So, that first year for the Pilgrims is kind of ridiculous. They get a crazy idea, go all the way across the ocean and start this new life, and you know what? Not an easy year. I know the common line was that life was hard — the first winter was horrible! the Pilgrims were steadfast! — but what’s notable in that first year is what kind of hard life was.
There was no plague. There were no wars. No disaster. But still, hard. Take Francis Billington. Not two weeks after signing the Compact, and everyone’s still living on the boat, and on a rainy day, 14-year-old-ish Francis shoots a gun near a powder keg in the Mayflower’s cabin and nearly blows up the boat. (Later, after various problems with the law, Francis’ father is the first Pilgrim hung for murder. Some six years later, his mother goes to the stocks and gets a whipping for slander. Francis himself gets busted for premarital sex with his eventual wife, and for other reasons, they lose a few of their eventual kids to the state.)
So, nothing big goes wrong. But still, ridiculous. The best read is the first-hand Mourt’s Relation: A Journal of the Pilgrims at Plymouth.
The first months are all exploring — what’s where — and putting some initial stakes in the ground. Then, as the settlement gets going, they have to figure out lots of people issues: what the tribes are, how to communicate, who runs what tribe, what troubles tribes have among themselves, what alliances to make, when to step in, how to step in, whom you need to go through to get to whomever. Most everyone turns out to be friendly, but so much work and care are needed to establish that much. Even on the days everything goes right for the Pilgrim leaders, they inevitably come home soaked and exhausted.

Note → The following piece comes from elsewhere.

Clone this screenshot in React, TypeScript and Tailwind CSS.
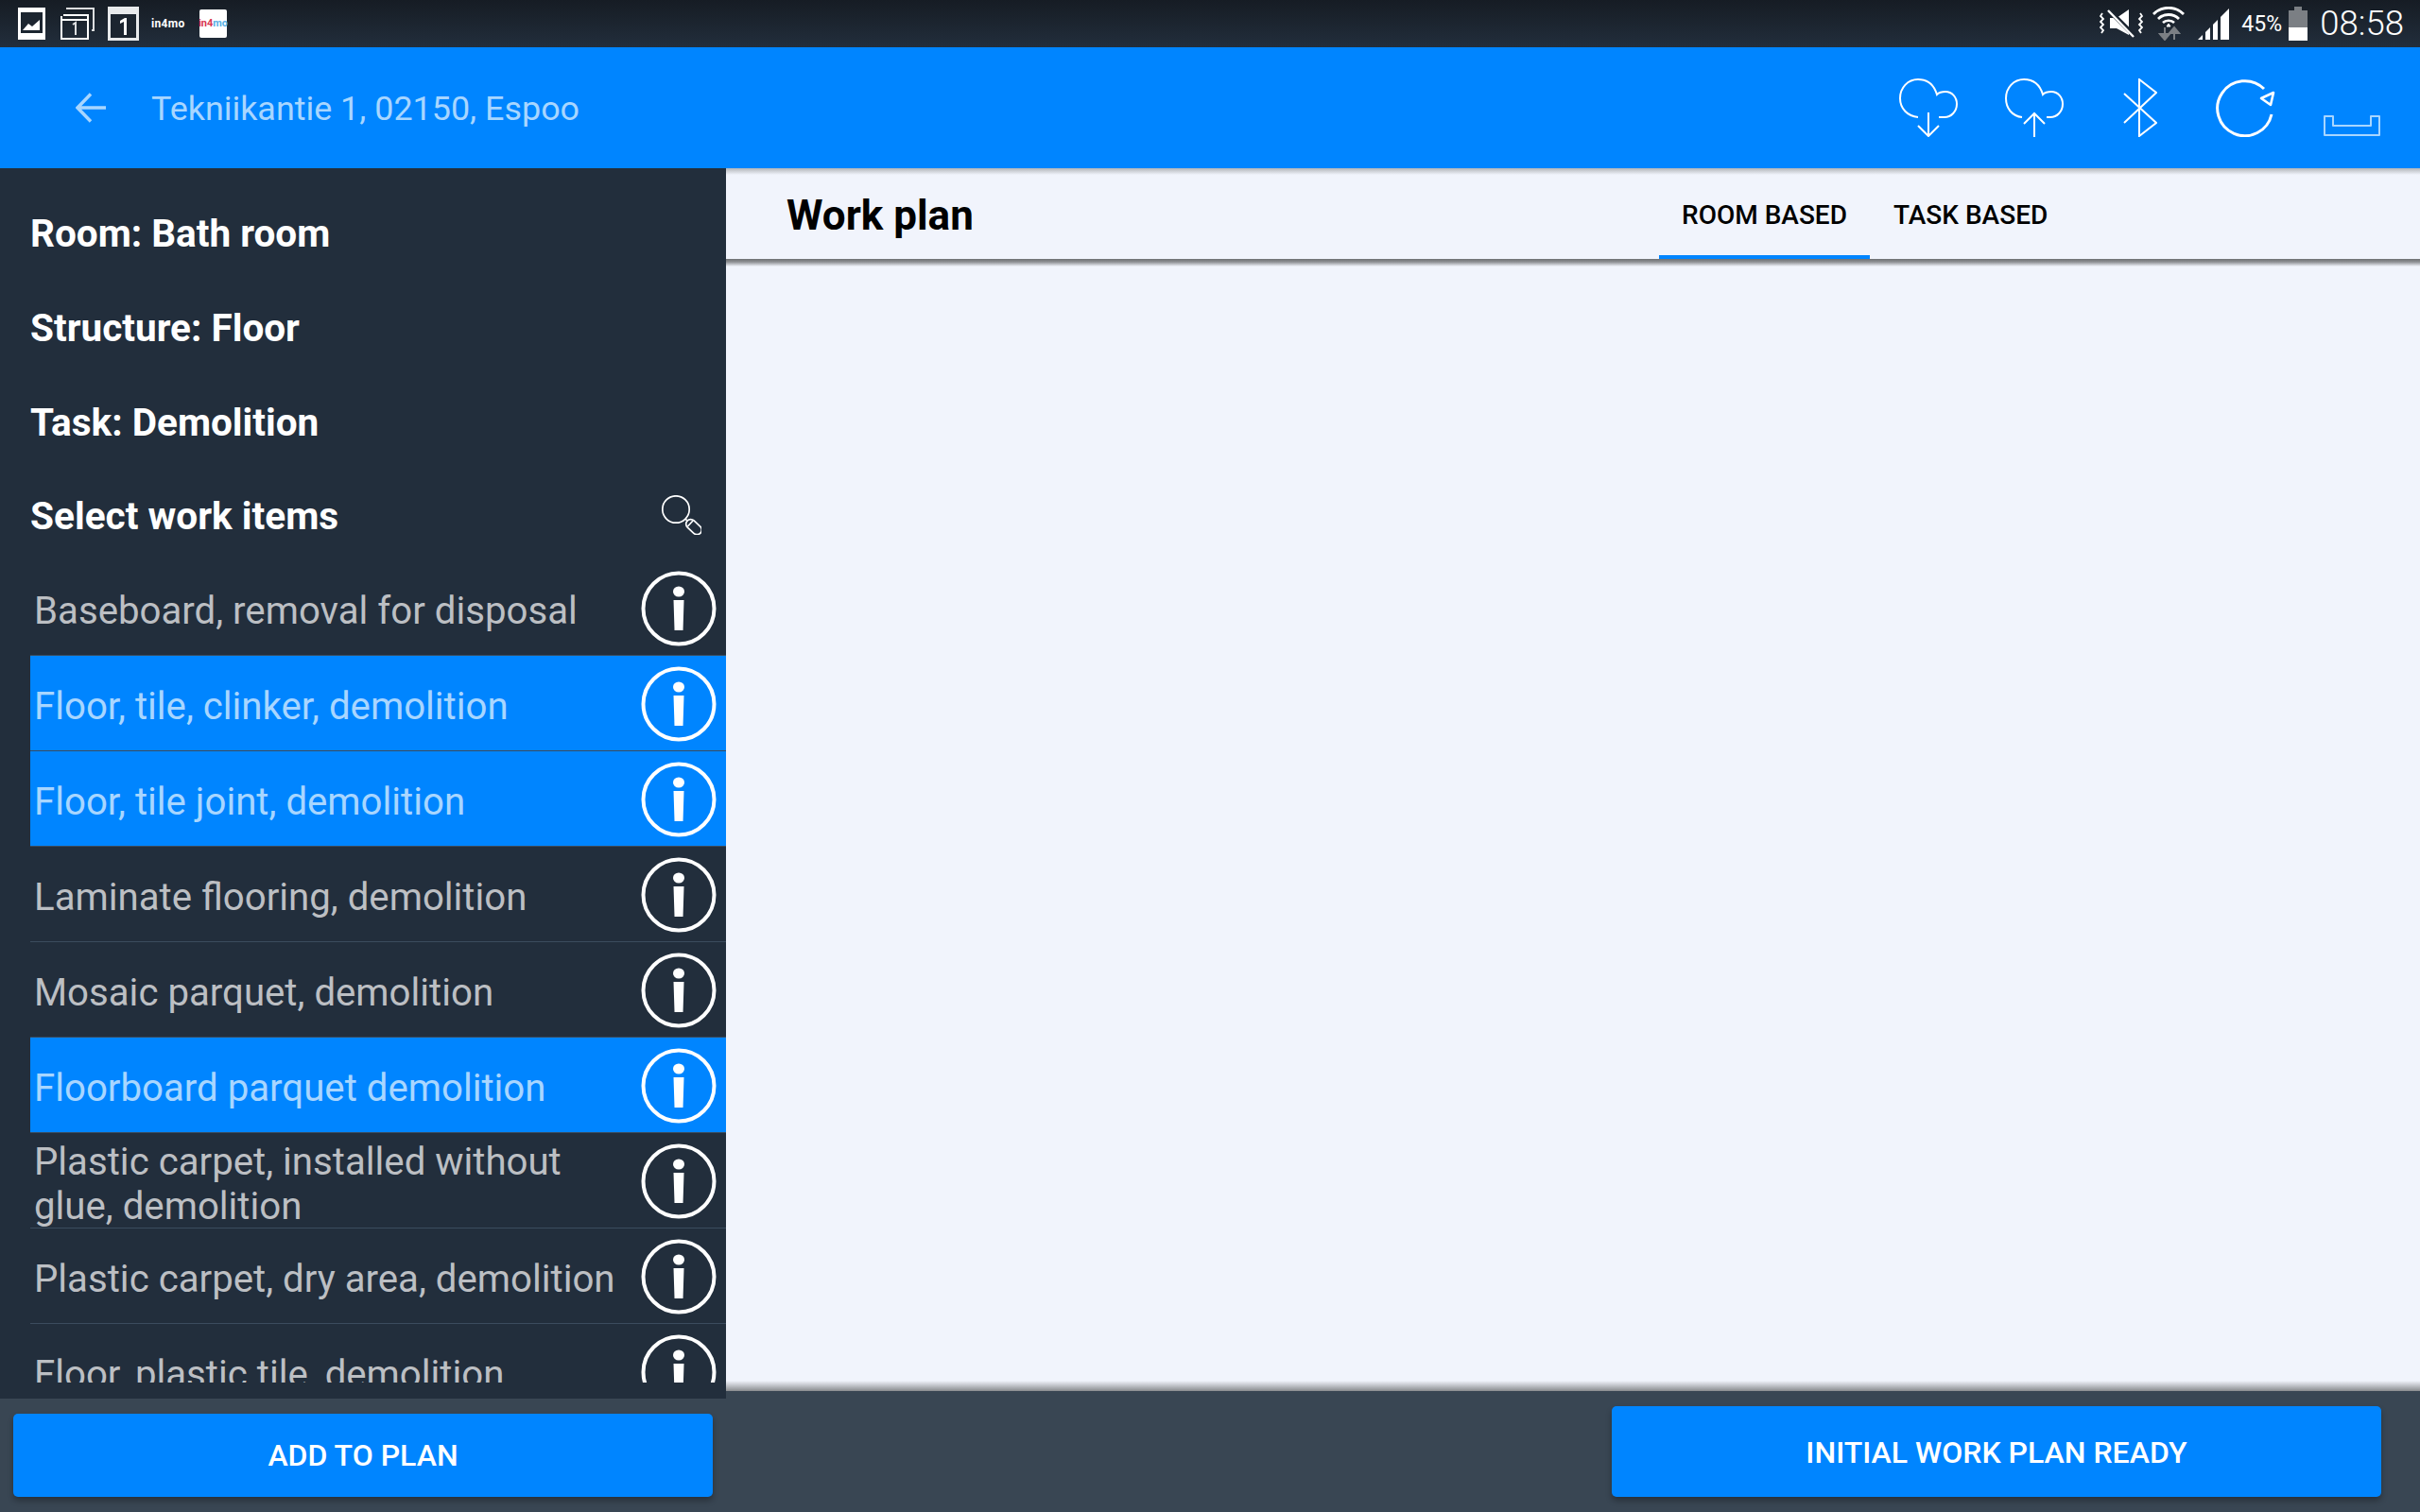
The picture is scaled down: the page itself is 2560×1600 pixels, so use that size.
import React from "react";

const roboto = "font-['Roboto',sans-serif]";

function InfoIcon() {
  return (
    <svg width="80" height="80" viewBox="0 0 80 80" className="mt-[1px] shrink-0">
      <circle cx="40" cy="40" r="37.5" fill="none" stroke="#fff" strokeWidth="4" />
      <ellipse cx="40" cy="22" rx="6" ry="5.5" fill="#fff" />
      <path d="M34.5 31H45.5L44.5 63H35.5Z" fill="#fff" />
    </svg>
  );
}

function CloudDown() {
  return (
    <svg width="62" height="62" viewBox="0 0 62 62" fill="none" stroke="#fff" strokeWidth="2">
      <path d="M20 41C9 40 1 32 1 21C1 10 9 1 20 1C30 1 37 7 40 17C43 14 47 14 49 14C56 14 61 20 61 27C61 35 55 41 48 41H42" />
      <path d="M31 36V61M20 50L31 61L42 50" />
    </svg>
  );
}

function CloudUp() {
  return (
    <svg width="62" height="62" viewBox="0 0 62 62" fill="none" stroke="#fff" strokeWidth="2">
      <path d="M18 41C8 40 1 32 1 21C1 10 9 1 20 1C30 1 37 7 40 17C43 14 47 14 49 14C56 14 61 20 61 27C61 35 55 41 48 41H44" />
      <path d="M31 62V37M20 48L31 37L42 48" />
    </svg>
  );
}

function Bluetooth() {
  return (
    <svg width="36" height="62" viewBox="0 0 36 62" fill="none" stroke="#fff" strokeWidth="2">
      <path d="M1 16L35 47L17 61V1L35 15L1 47" />
    </svg>
  );
}

function Refresh() {
  return (
    <svg width="64" height="62" viewBox="0 0 64 62" fill="none" stroke="#fff" strokeWidth="3" className="-ml-[2px]">
      <path d="M60 38A29 29 0 1 1 52 11" />
      <path d="M49 21L62 15L59 28Z" strokeWidth="2.6" strokeLinejoin="round" />
    </svg>
  );
}

function Dock() {
  return (
    <svg width="60" height="62" viewBox="0 0 60 62" fill="none" stroke="#a8d6ff" strokeWidth="2">
      <path d="M1 40H10V50H50V40H59V60H1Z" strokeLinejoin="round" />
    </svg>
  );
}

function SearchIcon() {
  return (
    <svg width="42" height="42" viewBox="0 0 42 42" fill="none" stroke="#fff" strokeWidth="1.7">
      <circle cx="15" cy="15" r="14.2" />
      <path d="M25 25L27.5 27.5" />
      <rect x="24.5" y="28.6" width="19" height="10" rx="5" transform="rotate(43 34 33.6)" />
      <path d="M33 27L27.5 33" />
    </svg>
  );
}

function StatusLeft() {
  return (
    <div className="flex items-center pl-[19px]">
      <svg width="29" height="34" viewBox="0 0 29 34" className="shrink-0">
        <rect width="29" height="34" fill="#fff" />
        <rect x="3" y="5" width="23" height="22" fill="#1c2530" />
        <path d="M5 24L11 17L15 20L23 13V24Z" fill="#fff" />
      </svg>
      <svg width="36" height="35" viewBox="0 0 36 35" fill="none" stroke="#fff" strokeWidth="2" className="ml-[16px] shrink-0">
        <path d="M6 1H35V24H33" strokeWidth="2" opacity="0.85" />
        <path d="M3 8H29V33H1V9" />
        <path d="M1 13H29" />
        <path d="M13 18L16 16V29" strokeWidth="2" opacity="0.85" />
      </svg>
      <svg width="33" height="36" viewBox="0 0 33 36" className="ml-[14px] shrink-0">
        <rect width="33" height="36" fill="#e8eaec" />
        <rect x="3" y="8" width="27" height="25" fill="#1c2530" />
        <path d="M13 15L18 12H20V30H17V16L13 18Z" fill="#fff" />
      </svg>
      <span className={`ml-[13px] w-[38px] ${roboto} text-[12px] leading-none font-bold tracking-[0.3px] text-white`}>in4mo</span>
      <span className={`ml-[13px] flex h-[30px] w-[29px] items-center justify-center rounded-[2px] bg-white ${roboto} text-[11px] font-bold`}>
        <span className="text-[#d8344f]">in4</span>
        <span className="text-[#58b0e4]">mo</span>
      </span>
    </div>
  );
}

function StatusRight() {
  return (
    <div className="flex items-center pr-[17px]">
      <svg width="46" height="30" viewBox="0 0 46 30" fill="none" className="shrink-0">
        <path d="M3 4L1 7L4 10L1 13L4 16L1 19L4 22L2 25" stroke="#fff" strokeWidth="1.8" />
        <path d="M43 4L45 7L42 10L45 13L42 16L45 19L42 22L44 25" stroke="#fff" strokeWidth="1.8" />
        <path d="M11 9H18L31 0V27L18 20H11Z" fill="#fff" />
        <path d="M10 1L37 28" stroke="#1c2530" strokeWidth="5" />
        <path d="M9 1L36 29" stroke="#fff" strokeWidth="2.4" />
      </svg>
      <svg width="34" height="36" viewBox="0 0 34 36" fill="none" className="ml-[10px] shrink-0">
        <path d="M1 8C10 -1 24 -1 33 8" stroke="#fff" strokeWidth="2.8" />
        <path d="M6 13C12 7 22 7 28 13" stroke="#fff" strokeWidth="2.8" />
        <path d="M11 17C14 14 20 14 23 17" stroke="#fff" strokeWidth="2.6" />
        <path d="M15 21L17 18L19 21Z" fill="#fff" stroke="#fff" />
        <path d="M13 22V30M8 29L13 35L18 29Z" fill="#7b7f84" stroke="#7b7f84" strokeWidth="2" />
        <path d="M23 35V27M18 28L23 22L28 28Z" fill="#7b7f84" stroke="#7b7f84" strokeWidth="2" />
      </svg>
      <svg width="33" height="33" viewBox="0 0 33 33" className="ml-[14px] shrink-0">
        <path d="M0 33L5 28V33Z" fill="#fff" />
        <path d="M8 25L13 20V33H8Z" fill="#fff" />
        <path d="M16 17L21 12V33H16Z" fill="#fff" />
        <path d="M24 9L33 0V33H24Z" fill="#fff" />
      </svg>
      <span className={`ml-[13px] w-[44px] ${roboto} text-[23px] leading-none whitespace-nowrap text-white`}>45%</span>
      <svg width="20" height="36" viewBox="0 0 20 36" className="ml-[6px] shrink-0">
        <path d="M6 0H14V4H20V22H0V4H6Z" fill="#7b7f84" />
        <rect y="22" width="20" height="14" fill="#fff" />
      </svg>
      <span className={`ml-[13px] ${roboto} text-[36.5px] leading-none font-light text-white`}>08:58</span>
    </div>
  );
}

const items: { label: React.ReactNode; sel?: boolean }[] = [
  { label: "Baseboard, removal for disposal" },
  { label: "Floor, tile, clinker, demolition", sel: true },
  { label: "Floor, tile joint, demolition", sel: true },
  { label: "Laminate flooring, demolition" },
  { label: "Mosaic parquet, demolition" },
  { label: "Floorboard parquet demolition", sel: true },
  { label: <>Plastic carpet, installed without<br />glue, demolition</> },
  { label: "Plastic carpet, dry area, demolition" },
  { label: "Floor, plastic tile, demolition" },
];

function Heading({ children }: { children: React.ReactNode }) {
  return (
    <div className="flex h-[100px] shrink-0 items-center pl-[32px] pr-[22px] pt-[3px]">
      <h2 className="flex-1 text-[40.5px] leading-none font-bold text-white">{children}</h2>
    </div>
  );
}

export default function App() {
  return (
    <div className={`flex h-[1600px] w-[2560px] flex-col overflow-hidden bg-[#394653] ${roboto}`}>
      <div className="flex h-[50px] shrink-0 items-center justify-between bg-gradient-to-b from-[#161c24] to-[#222e3c]">
        <StatusLeft />
        <StatusRight />
      </div>

      <div className="flex h-[128px] shrink-0 items-center bg-[#0085ff]">
        <svg width="32" height="32" viewBox="0 0 32 32" fill="none" stroke="#a8d6ff" strokeWidth="3.4" className="ml-[80px] shrink-0">
          <path d="M32 16H2M16 1.5L2 16L16 30.5" />
        </svg>
        <div className="ml-[48px] flex-1 pt-[4px] text-[35.9px] leading-none text-[#a8d6ff]">Tekniikantie 1, 02150, Espoo</div>
        <div className="flex items-center pr-[42px]">
          <CloudDown />
          <div className="ml-[50px]"><CloudUp /></div>
          <div className="ml-[63px]"><Bluetooth /></div>
          <div className="ml-[63px]"><Refresh /></div>
          <div className="ml-[51px]"><Dock /></div>
        </div>
      </div>

      <div className="flex min-h-0 flex-1">
        <div className="flex w-[768px] shrink-0 flex-col">
          <aside className="flex h-[1302px] shrink-0 flex-col bg-[#222e3c] pt-[18px] pb-[17px]">
            <Heading>Room: Bath room</Heading>
            <Heading>Structure: Floor</Heading>
            <Heading>Task: Demolition</Heading>
            <div className="flex h-[97px] shrink-0 items-center justify-between pl-[32px] pr-[26px] pt-[1px]">
              <h2 className="pt-[3px] text-[40.6px] leading-none font-bold text-white">Select work items</h2>
              <SearchIcon />
            </div>
            <div className="ml-[32px] min-h-0 flex-1 overflow-hidden">
              {items.map((it, i) => (
                <div
                  key={i}
                  className={`flex h-[101px] items-center border-b border-[#3b4c5e] pl-[4px] pr-[10px] ${it.sel ? "bg-[#0085ff] text-[#a8d6ff]" : "text-[#bcbfc3]"}`}
                >
                  <div className="flex-1 pt-[7px] text-[40.2px] leading-[47px]">{it.label}</div>
                  <InfoIcon />
                </div>
              ))}
            </div>
          </aside>
          <div className="flex-1 px-[14px] py-[16px]">
            <button className="flex h-[88px] w-full items-center justify-center rounded-[5px] bg-[#0085ff] text-[32px] font-medium text-white shadow-[0_4px_6px_rgba(0,0,0,0.3)]">
              ADD TO PLAN
            </button>
          </div>
        </div>

        <main className="flex min-w-0 flex-1 flex-col">
          <header className="flex h-[96px] shrink-0 bg-[#f1f4fc] bg-[linear-gradient(#b2b5b9,#f1f4fc_7px)]">
            <div className="flex w-[987px] shrink-0 items-center pl-[64px] pt-[4px]">
              <h1 className="text-[44px] leading-none font-bold text-black">Work plan</h1>
            </div>
            <div className="flex h-full w-[223px] items-center justify-center border-b-4 border-[#0085ff] pt-[8px] text-[28px] font-medium text-black">ROOM BASED</div>
            <div className="flex h-full items-center px-[25px] pt-[4px] text-[28px] font-medium text-black">TASK BASED</div>
          </header>
          <div className="flex-1 bg-[#f1f4fc] bg-[linear-gradient(#6f7173,#8b8d90_3px,#f1f4fc_8px)]">
            <div className="h-full bg-[linear-gradient(transparent_calc(100%-11px),#8a8c8f)]" />
          </div>
          <div className="flex h-[128px] shrink-0 items-start justify-end pt-[16px] pr-[41px]">
            <button className="flex h-[96px] w-[814px] items-center justify-center rounded-[5px] bg-[#0085ff] pt-[2px] text-[32px] font-medium text-white shadow-[0_4px_6px_rgba(0,0,0,0.3)]">
              INITIAL WORK PLAN READY
            </button>
          </div>
        </main>
      </div>
    </div>
  );
}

Meanwhile, the Pilgrims get lost in the woods, learn eagle tastes like mutton, lose roofs in fires, dig gardens, discover lakes over the next hill, have their meetings get off track over and over again, and thus spend weeks trying to figure out operations. Finish the metaphor.
Life builds slowly, with no promises. You still tell a friend to come.
Loving, and old Friend,
Although I received no letter from you by this ship, yet forasmuch as I know you expect the performance of my promise, which was, to write unto you truly and faithfully of all things, I have therefore at this time sent unto you accordingly. Referring you for further satisfaction to our more large relations.
You shall understand, that in this little time, that a few of us have been here, we have built seven dwelling-houses, and four for the use of the plantation, and have made preparation for divers others. We set the last spring some twenty acres of Indian corn, and sowed some six acres of barley and peas, and according to the manner of the Indians, we manured our ground with herrings or rather shads, which we have in great abundance, and take with great ease at our doors. Our corn did prove well, and God be praised, we had a good increase of Indian corn, and our barley indifferent good, but our peas not worth the gathering, for we feared they were too late sown, they came up very well, and blossomed, but the sun parched them in the blossom.
Our harvest being gotten in, our governor sent four men on fowling, that so we might after have a special manner rejoice together after we had gathered the fruit of our labors; they four in one day killed as much fowl, as with a little help beside, served the company almost a week, at which time amongst other recreations, we exercised our arms, many of the Indians coming amongst us, and among the rest their greatest King Massasoit, with some ninety men, whom for three days we entertained and feasted, and they went out and killed five deer, which they brought to the plantation and bestowed on our governor, and upon the captain, and others. And although it be not always so plentiful as it was at this time with us, yet by the goodness of God, we are so far from want that we often wish you partakers of our plenty.